- Work to be completed
Report only how many lines hold the word "styled".

- Exercise data
——
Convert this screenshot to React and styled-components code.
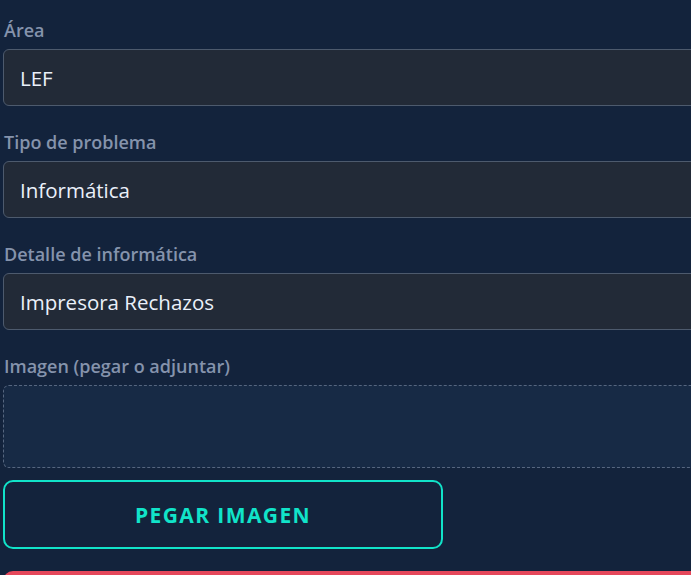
import React from 'react';
import styled, { createGlobalStyle } from 'styled-components';

const Global = createGlobalStyle`
  html, body {
    margin: 0;
    padding: 0;
    background: #13233c;
    overflow: hidden;
  }
  body {
    font-family: 'Open Sans', 'Noto Sans', sans-serif;
  }
`;

const Form = styled.div`
  width: 760px;
  padding: 19px 0 0 3px;
  display: flex;
  flex-direction: column;
`;

const Field = styled.div`
  display: flex;
  flex-direction: column;
  margin-bottom: ${(p) => (p.$last ? 0 : 25)}px;
`;

const Label = styled.label`
  font-size: 18px;
  font-weight: 600;
  color: #8593ac;
  margin: 0 0 8px 1px;
  line-height: 22px;
`;

const Select = styled.div`
  height: 57px;
  box-sizing: border-box;
  border: 1px solid #4d5a6d;
  border-radius: 6px;
  background: #222a37;
  color: #eaf0fa;
  font-size: 20.5px;
  padding: 0 16px;
  display: flex;
  align-items: center;
`;

const Drop = styled.div`
  height: 83px;
  box-sizing: border-box;
  border: 1px dashed #56667f;
  border-radius: 6px;
  background: #172a45;
`;

const PasteButton = styled.button`
  width: 440px;
  height: 69px;
  box-sizing: border-box;
  background: transparent;
  border: 2px solid #11e3c9;
  border-radius: 10px;
  color: #11e3c9;
  font-family: 'Open Sans', 'Noto Sans', sans-serif;
  font-size: 21px;
  font-weight: 700;
  letter-spacing: 1.4px;
  cursor: pointer;
  margin-top: 12px;
`;

const SubmitBar = styled.div`
  width: 700px;
  height: 60px;
  margin-top: 22px;
  background: #e5485b;
  border-radius: 10px;
`;

const fields = [
  { label: 'Área', value: 'LEF' },
  { label: 'Tipo de problema', value: 'Informática' },
  { label: 'Detalle de informática', value: 'Impresora Rechazos' },
];

export default function App() {
  return (
    <>
      <Global />
      <Form>
        {fields.map((f) => (
          <Field key={f.label}>
            <Label>{f.label}</Label>
            <Select>{f.value}</Select>
          </Field>
        ))}
        <Field $last>
          <Label>Imagen (pegar o adjuntar)</Label>
          <Drop />
        </Field>
        <PasteButton>PEGAR IMAGEN</PasteButton>
        <SubmitBar />
      </Form>
    </>
  );
}
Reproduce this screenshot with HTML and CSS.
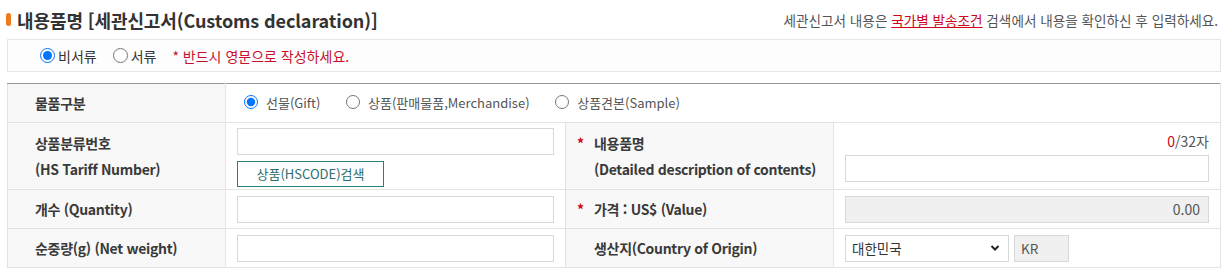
FILE: index.html
```html
<!DOCTYPE html>
<html lang="ko">
<head>
<meta charset="utf-8">
<link rel="stylesheet" href="styles.css">
</head>
<body>
<div class="head">
  <h2 class="title"><span class="bar"></span>내용품명 [세관신고서(Customs declaration)]</h2>
  <p class="guide">세관신고서 내용은 <a href="#" class="link">국가별 발송조건</a> 검색에서 내용을 확인하신 후 입력하세요.</p>
</div>
<div class="notice">
  <label class="opt"><input type="radio" name="doc" checked>비서류</label>
  <label class="opt"><input type="radio" name="doc">서류</label>
  <span class="warn">* 반드시 영문으로 작성하세요.</span>
</div>
<table class="form">
  <colgroup>
    <col class="c1"><col class="c2"><col class="c3"><col class="c4">
  </colgroup>
  <tr class="r1">
    <th>물품구분</th>
    <td colspan="3" class="kinds">
      <label class="opt2"><input type="radio" name="kind" checked>선물(Gift)</label>
      <label class="opt2"><input type="radio" name="kind">상품(판매물품,Merchandise)</label>
      <label class="opt2"><input type="radio" name="kind">상품견본(Sample)</label>
    </td>
  </tr>
  <tr class="r2">
    <th><span class="ln">상품분류번호</span><span class="ln">(HS Tariff Number)</span></th>
    <td>
      <input type="text" class="inp">
      <button type="button" class="btn">상품(HSCODE)검색</button>
    </td>
    <th><span class="ln"><span class="star">*</span>내용품명</span><span class="ln pad">(Detailed description of contents)</span></th>
    <td>
      <div class="count"><span class="red">0</span>/32자</div>
      <input type="text" class="inp wide">
    </td>
  </tr>
  <tr class="r3">
    <th>개수 (Quantity)</th>
    <td><input type="text" class="inp"></td>
    <th><span class="star">*</span>가격 : US$ (Value)</th>
    <td><input type="text" class="inp wide ro" value="0.00" readonly></td>
  </tr>
  <tr class="r4">
    <th>순중량(g) (Net weight)</th>
    <td><input type="text" class="inp"></td>
    <th><span class="pad">생산지(Country of Origin)</span></th>
    <td>
      <div class="origin">
        <div class="sel"><span>대한민국</span><svg width="10" height="8" viewBox="0 0 10 8"><path d="M1.5 2 L5 5.5 L8.5 2" fill="none" stroke="#222" stroke-width="2"/></svg></div>
        <div class="code">KR</div>
      </div>
    </td>
  </tr>
</table>
</body>
</html>
```
FILE: styles.css
```css
html, body {
  margin: 0;
  padding: 0;
  background: #fff;
}
body {
  width: 1228px;
  font-family: "Noto Sans CJK KR", "Noto Sans", sans-serif;
  color: #333;
}
.head {
  display: flex;
  justify-content: space-between;
  align-items: center;
  height: 39px;
  padding: 0 10px 0 6px;
}
.title {
  margin: 0;
  font-size: 18px;
  font-weight: bold;
  color: #333;
  display: flex;
  align-items: center;
  letter-spacing: -0.1px;
}
.bar {
  display: inline-block;
  width: 5px;
  height: 13px;
  border-radius: 3px;
  background: #f07a1a;
  margin-right: 6px;
}
.guide {
  margin: 0;
  font-size: 13.6px;
  color: #555;
}
.link {
  color: #d0021b;
  text-decoration: underline;
}
.notice {
  margin: 0 7px;
  height: 31px;
  border: 1px solid #e6e6e6;
  background: #fdfdfd;
  display: flex;
  align-items: center;
  padding-left: 32px;
  font-size: 14px;
}
.opt {
  display: inline-flex;
  align-items: center;
  margin-right: 16px;
  color: #333;
}
.opt input {
  margin: 0 3px 0 0;
  width: 15px;
  height: 15px;
}
.warn {
  color: #c8102e;
}
.form {
  margin: 11px 7px 0;
  width: 1213px;
  border-collapse: collapse;
  table-layout: fixed;
  border-top: 1px solid #999;
  border-bottom: 1px solid #e3e3e3;
}
.c1 { width: 218px; }
.c2 { width: 340px; }
.c3 { width: 268px; }
.c4 { width: 387px; }
.form th, .form td {
  border: 1px solid #e3e3e3;
  border-top: none;
  padding: 0;
  vertical-align: middle;
}
.form tr:first-child th, .form tr:first-child td {
  border-top: 1px solid #999;
}
.form th:first-child { border-left: 1px solid #e3e3e3; }
.form td:last-child { border-right: 1px solid #e3e3e3; }
.form th {
  background: #f8f8f8;
  text-align: left;
  font-size: 14px;
  font-weight: bold;
  color: #3a3a3a;
  padding-left: 27px;
  letter-spacing: -0.3px;
}
.form td {
  padding: 0 11px;
}
.r1 { height: 39px; }
.r2 { height: 67px; }
.r3 { height: 39px; }
.r4 { height: 39px; }
.r1 td { background: #fff; }
.ln {
  display: block;
  line-height: 26px;
}
.pad { padding-left: 17px; }
.r3 th:nth-child(3), .r2 th:nth-child(3), .r4 th:nth-child(3) { padding-left: 11px; }
.star {
  color: #d0021b;
  display: inline-block;
  width: 17px;
}
.kinds {
  font-size: 13px;
  color: #555;
  padding-left: 18px !important;
}
.opt2 {
  display: inline-flex;
  align-items: center;
  margin-right: 22px;
}
.opt2 input {
  margin: 0 8px 0 0;
  width: 14px;
  height: 14px;
}
.inp {
  display: block;
  box-sizing: border-box;
  width: 317px;
  height: 27px;
  border: 1px solid #d8d8d8;
  background: #fff;
  font-family: inherit;
  font-size: 13px;
  padding: 0 8px;
  margin: 0;
}
.wide {
  width: 364px;
}
.ro {
  background: #f0f0f0;
  text-align: right;
  color: #555;
  font-size: 14px;
}
.btn {
  display: block;
  margin-top: 6px;
  width: 147px;
  height: 26px;
  border: 1px solid #2e7d7a;
  background: #fff;
  color: #2e6e6c;
  font-family: inherit;
  font-size: 13px;
  padding: 0;
}
.r2 td:nth-child(2) .inp { margin-top: 2px; }
.count {
  text-align: right;
  font-size: 14px;
  color: #555;
  width: 364px;
  margin-bottom: 4px;
}
.red { color: #d0021b; }
.origin {
  display: flex;
  gap: 5px;
}
.sel {
  box-sizing: border-box;
  width: 164px;
  height: 27px;
  border: 1px solid #d8d8d8;
  display: flex;
  align-items: center;
  justify-content: space-between;
  padding: 0 8px 0 6px;
  font-size: 13.5px;
  color: #333;
}
.code {
  box-sizing: border-box;
  width: 55px;
  height: 27px;
  border: 1px solid #d8d8d8;
  background: #f0f0f0;
  font-size: 13.5px;
  color: #555;
  display: flex;
  align-items: center;
  padding-left: 6px;
}
```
——
- In response
9